Chinese human-intelligence operations "primarily rely on collecting a small amount of information from a large amount of people," says the Intelligence Threat handbook.
The Chinese-American community is the target of an estimated 98 percent of recruitment efforts by China's equivalent of the CIA, the Ministry of State Security, according to the handbook.
Chinese intelligence aims its efforts at Chinese-Americans because it feels it can make an effective approach to them - not because it considers them more vulnerable than other ethnic groups.

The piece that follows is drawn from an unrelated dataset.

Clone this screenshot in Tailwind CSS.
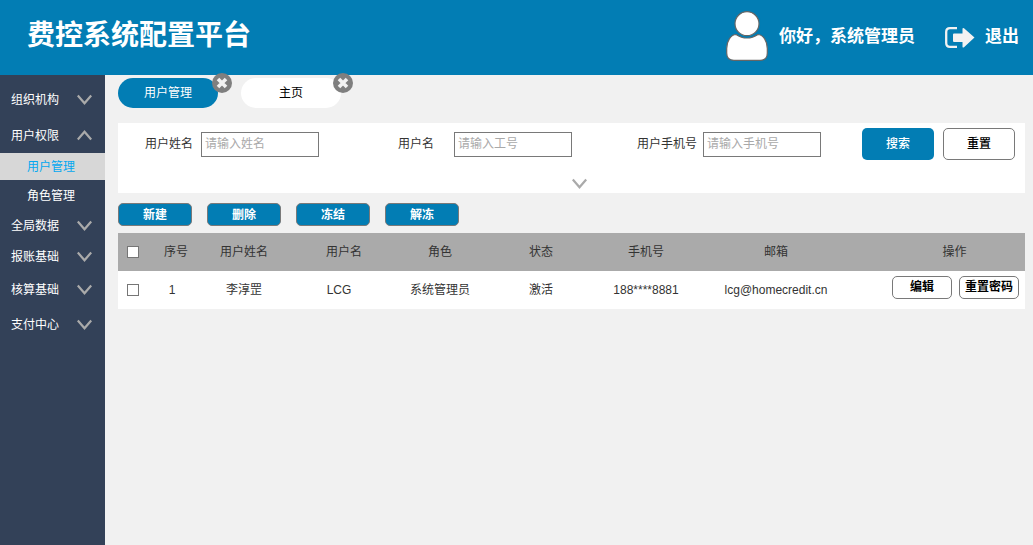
<!DOCTYPE html>
<html lang="zh-CN">
<head>
<meta charset="utf-8">
<meta name="viewport" content="width=device-width, initial-scale=1">
<title>费控系统配置平台</title>
<script src="https://cdn.jsdelivr.net/npm/@tailwindcss/browser@4"></script>
</head>
<body class="flex min-h-screen flex-col bg-[#f1f1f1] font-['Liberation_Sans','Noto_Sans_CJK_SC',sans-serif] text-xs text-[#333333]">
<svg class="hidden" aria-hidden="true">
  <symbol id="down" viewBox="0 0 16 12"><path d="M.8 1.500 7.500 9.200 14.200 1.500" fill="none" stroke="#aaaaaa" stroke-width="2.200"/></symbol>
  <symbol id="up" viewBox="0 0 16 12"><path d="M.8 9.500 7.500 1.800 14.200 9.500" fill="none" stroke="#aaaaaa" stroke-width="2.200"/></symbol>
  <symbol id="close" viewBox="0 0 20 20"><circle cx="10" cy="10" r="10" fill="#7f7f7f"/><path d="M6 6 14 14M14 6 6 14" stroke="#f2f2f2" stroke-width="3.600"/></symbol>
</svg>

<header class="flex h-[75px] items-center justify-between bg-[#027db4] pr-3.5 pl-[27px] text-white">
  <h1 class="pb-1 text-[28px] font-bold">费控系统配置平台</h1>
  <div class="flex items-center text-[17px] font-bold">
    <svg class="mr-[11px] mb-1 h-[50px] w-[42px]" viewBox="0 0 42 50" fill="#fff" stroke="#666" stroke-width="1.2" aria-hidden="true">
      <path d="M10 23.500C13 25.500 17 27 21 27S29 25.500 32 23.500C37 23.500 41.300 30 41.300 37.500V42Q41.300 49.300 34 49.300H8Q.700 49.300.700 42V37.500C.700 30 5 23.500 10 23.500Z"/>
      <circle cx="21" cy="12.700" r="13" stroke="#027db4" stroke-width="2" fill="none"/>
      <circle cx="21" cy="12.700" r="12"/>
    </svg>
    <span>你好，系统管理员</span>
    <a href="#" class="ml-[30px] flex items-center gap-2.5">
      <svg class="h-[22px] w-[30px]" viewBox="0 0 30 22" fill="#f2f2f2" aria-hidden="true">
        <path d="M12 1.200H5Q1.200 1.200 1.200 5V16Q1.200 19.800 5 19.800H12" fill="none" stroke="#f2f2f2" stroke-width="2.300"/>
        <path d="M9 6.500H17.500V1.500Q18 .500 19 1.200L29.500 10.500L19 20.300Q18 21 17.500 20V15H9Q8 15 8 14V7.500Q8 6.500 9 6.500Z"/>
      </svg>
      退出
    </a>
  </div>
</header>

<div class="flex flex-1">
  <nav class="w-[105px] shrink-0 bg-[#334158] pt-[7px] text-white">
    <button class="flex h-9 w-full items-center justify-between pr-3 pl-[11px]">组织机构<svg class="h-3 w-4"><use href="#down"/></svg></button>
    <button class="flex h-[35px] w-full items-center justify-between pr-3 pl-[11px]">用户权限<svg class="h-3 w-4"><use href="#up"/></svg></button>
    <a href="#" class="flex h-[27px] items-center bg-[#d7d7d7] pl-[27px] text-[#02a7f0]">用户管理</a>
    <a href="#" class="flex h-8 items-center pl-[27px]">角色管理</a>
    <button class="flex h-7 w-full items-center justify-between pr-3 pl-[11px]">全局数据<svg class="h-3 w-4"><use href="#down"/></svg></button>
    <button class="flex h-[34px] w-full items-center justify-between pr-3 pl-[11px]">报账基础<svg class="h-3 w-4"><use href="#down"/></svg></button>
    <button class="flex h-8 w-full items-center justify-between pr-3 pl-[11px]">核算基础<svg class="h-3 w-4"><use href="#down"/></svg></button>
    <button class="flex h-[38px] w-full items-center justify-between pr-3 pl-[11px]">支付中心<svg class="h-3 w-4"><use href="#down"/></svg></button>
  </nav>

  <main class="min-w-0 flex-1 pt-[3px] pr-2 pl-[13px]">
    <div class="flex gap-[23px]">
      <div class="relative">
        <button class="h-[30px] w-[100px] rounded-full bg-[#027db4] text-white">用户管理</button>
        <button class="absolute -top-[5px] -right-3.5 size-5" aria-label="关闭用户管理"><svg class="size-5"><use href="#close"/></svg></button>
      </div>
      <div class="relative">
        <button class="h-[30px] w-[100px] rounded-full bg-white text-black">主页</button>
        <button class="absolute -top-[5px] -right-3 size-5" aria-label="关闭主页"><svg class="size-5"><use href="#close"/></svg></button>
      </div>
    </div>

    <form class="mt-[15px] bg-white pt-[5px] pr-2.5 pb-[3px]">
      <div class="flex items-center pl-[27px]">
        <div class="flex items-center gap-2">
          <label for="name" class="shrink-0">用户姓名</label>
          <input id="name" type="text" placeholder="请输入姓名" class="h-[25px] w-[118px] border border-[#797979] px-[3px] placeholder:text-[#a9a9a9]">
        </div>
        <div class="ml-[79px] flex items-center gap-5">
          <label for="account" class="shrink-0">用户名</label>
          <input id="account" type="text" placeholder="请输入工号" class="h-[25px] w-[118px] border border-[#797979] px-[3px] placeholder:text-[#a9a9a9]">
        </div>
        <div class="ml-[65px] flex items-center gap-1.5">
          <label for="phone" class="shrink-0">用户手机号</label>
          <input id="phone" type="text" placeholder="请输入手机号" class="h-[25px] w-[118px] border border-[#797979] px-[3px] placeholder:text-[#a9a9a9]">
        </div>
        <div class="ml-auto flex gap-[9px]">
          <button type="button" class="h-8 w-[72px] rounded-[5px] bg-[#027db4] font-medium text-white">搜索</button>
          <button type="button" class="h-8 w-[72px] rounded-[5px] border border-[#797979] bg-white font-medium text-black">重置</button>
        </div>
      </div>
      <button type="button" class="mx-auto mt-[18px] block h-3 w-4 translate-x-[13px]" aria-label="展开更多条件"><svg class="h-3 w-4"><use href="#down"/></svg></button>
    </form>

    <div class="mt-2.5 flex gap-[15px] font-bold text-white">
      <button class="h-[23px] w-[74px] rounded-[5px] border border-[#797979] bg-[#027db4]">新建</button>
      <button class="h-[23px] w-[74px] rounded-[5px] border border-[#797979] bg-[#027db4]">删除</button>
      <button class="h-[23px] w-[74px] rounded-[5px] border border-[#797979] bg-[#027db4]">冻结</button>
      <button class="h-[23px] w-[74px] rounded-[5px] border border-[#797979] bg-[#027db4]">解冻</button>
    </div>

    <table class="mt-[7px] w-full table-fixed text-center">
      <colgroup>
        <col class="w-[30px]"><col class="w-14"><col class="w-20"><col class="w-[120px]"><col class="w-[72px]"><col class="w-[130px]"><col class="w-20"><col class="w-[180px]"><col>
      </colgroup>
      <thead class="bg-[#aaaaaa]">
        <tr class="h-[38px]">
          <th><input type="checkbox" aria-label="全选" class="block mx-auto size-3 appearance-none border border-[#767676] bg-white checked:bg-[#027db4]"></th>
          <th class="font-normal">序号</th><th class="font-normal">用户姓名</th><th class="font-normal">用户名</th><th class="font-normal">角色</th><th class="font-normal">状态</th><th class="font-normal">手机号</th><th class="font-normal">邮箱</th><th class="pl-[18px] font-normal">操作</th>
        </tr>
      </thead>
      <tbody class="bg-white">
        <tr class="h-[38px]">
          <td><input type="checkbox" aria-label="选择李淳罡" class="block mx-auto size-3 appearance-none border border-[#767676] bg-white checked:bg-[#027db4]"></td>
          <td class="pr-2">1</td><td>李淳罡</td><td class="pr-2.5">LCG</td><td class="whitespace-nowrap">系统管理员</td><td>激活</td><td>188****8881</td><td>lcg@homecredit.cn</td>
          <td class="pr-1.5 pb-1.5">
            <div class="flex justify-end gap-[7px] font-bold text-black">
              <button class="h-[23px] w-[60px] rounded-[5px] border border-[#797979] bg-white">编辑</button>
              <button class="h-[23px] w-[60px] rounded-[5px] border border-[#797979] bg-white whitespace-nowrap">重置密码</button>
            </div>
          </td>
        </tr>
      </tbody>
    </table>
  </main>
</div>
</body>
</html>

The crux of the Chinese approach is to appeal to an individual's desire to help out China in some way. "Whatever the reason, ethnic targeting to arouse feelings of obligation is the single most distinctive feature of PRC intelligence operations," concludes US counterintelligence.
In some ways, the alleged misdeeds of the Mak brothers are not typical of the Chinese approach, according to Mr. Moore, the former FBI China analyst.
The torn-up lists of technologies that the FBI claims to have taken from Chi Mak's garbage would be evidence of more direct control than Chinese agents typically have, says Moore. "Usually what you see is a Chinese-American fellow on this side just making it up as he goes along."
In court FBI agents have struggled to explain why the case against the Maks doesn't include espionage charges. The government says it's not clear the information on the disk or disks allegedly found in Tai Mak's possession is, in fact, classified. It may be sensitive data that are unclassified but banned from export to other countries.
News reports have described information about sensitive weapons that Chi Mak may have been passing to China for years, but the US government has not publicly made such sweeping allegations.
Clearly, however, the FBI has had Chi Mak under surveillance for at least a year, if not longer. Electronic eavesdropping equipment was salted throughout his house. At one point, Chiu said to her husband that the "things" his brother was asking him to take "are certainly against the law," states an FBI affidavit.
Five days later all three were arrested.